Philip Evans, oil and gas transition campaigner for Greenpeace UK, said: “As the UN describes further investment in fossil fuels as political and economic madness, the Brexit minister wants to double down.

“This is intensely foolish as it takes on average 28 years to bring new oil and gas fields online. And even then, the oil and gas extracted doesn’t stay in the UK, it mostly gets sold off on international markets to the highest bidder, doing nothing for household bills in the UK.

“Right now oil and gas companies are raking in profits from wartime price spikes, yet the government refuses to bring in a windfall tax that could help ease the cost-of-living crisis for the most vulnerable.”

Gambhir added: “It seems strange to be supporting industries whose outputs are increasingly uncompetitive with new green energy sources like solar and wind.

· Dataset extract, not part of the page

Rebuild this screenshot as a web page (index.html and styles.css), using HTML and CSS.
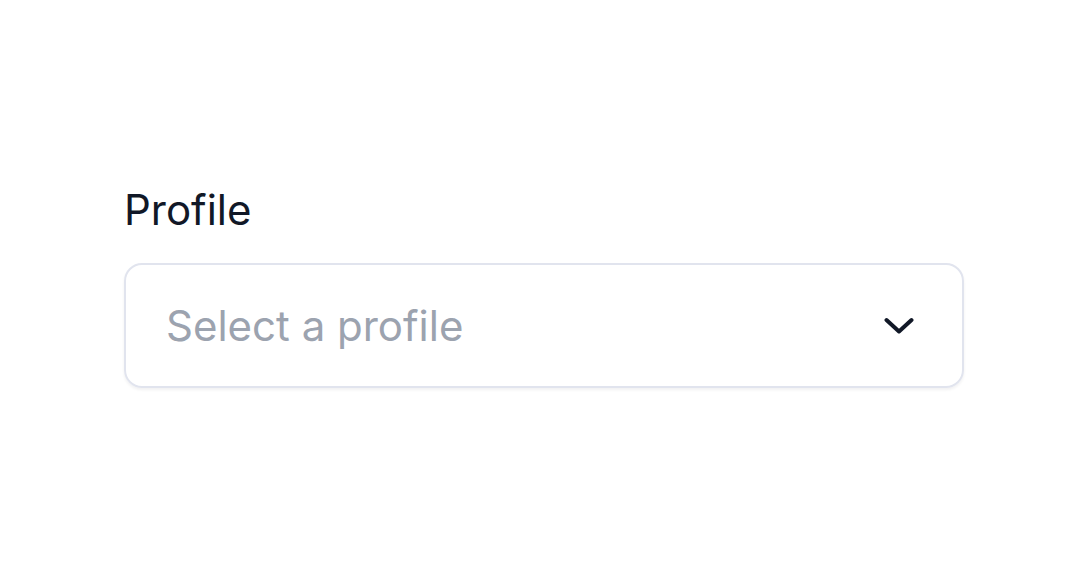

“North Sea oil and gas assets are owned by private, international companies that sell on global and regional markets, to maximise their profits.

“Oil and gas majors have benefited from huge tax relief in recent years, amounting to almost £14bn across new exploration, production and decommissioning, as the North Sea becomes a higher cost, dwindling, uncompetitive source of these fuels.”

Ministers have also been split on the issue of windfarms. Kwasi Kwarteng, the business secretary, and Michael Gove, the levelling up secretary, are in favour, but others including Grant Shapps, the transport secretary, have branded onshore turbines “an eyesore”.

The report, stark as it is, was watered down after an intervention by Saudi Arabia, according to Climate Home.

After input by the major oil producer, sources told the website that references to carbon capture technology were added. These methods remain unproven at commercial scale but could give a reprieve to the fossil fuel industry.

Compared to earlier drafts, references to shifting away from coal, oil and gas were qualified with the word “unabated” and “fossil fuels with carbon capture and storage” was identified as a way to cut emissions in line with global climate goals.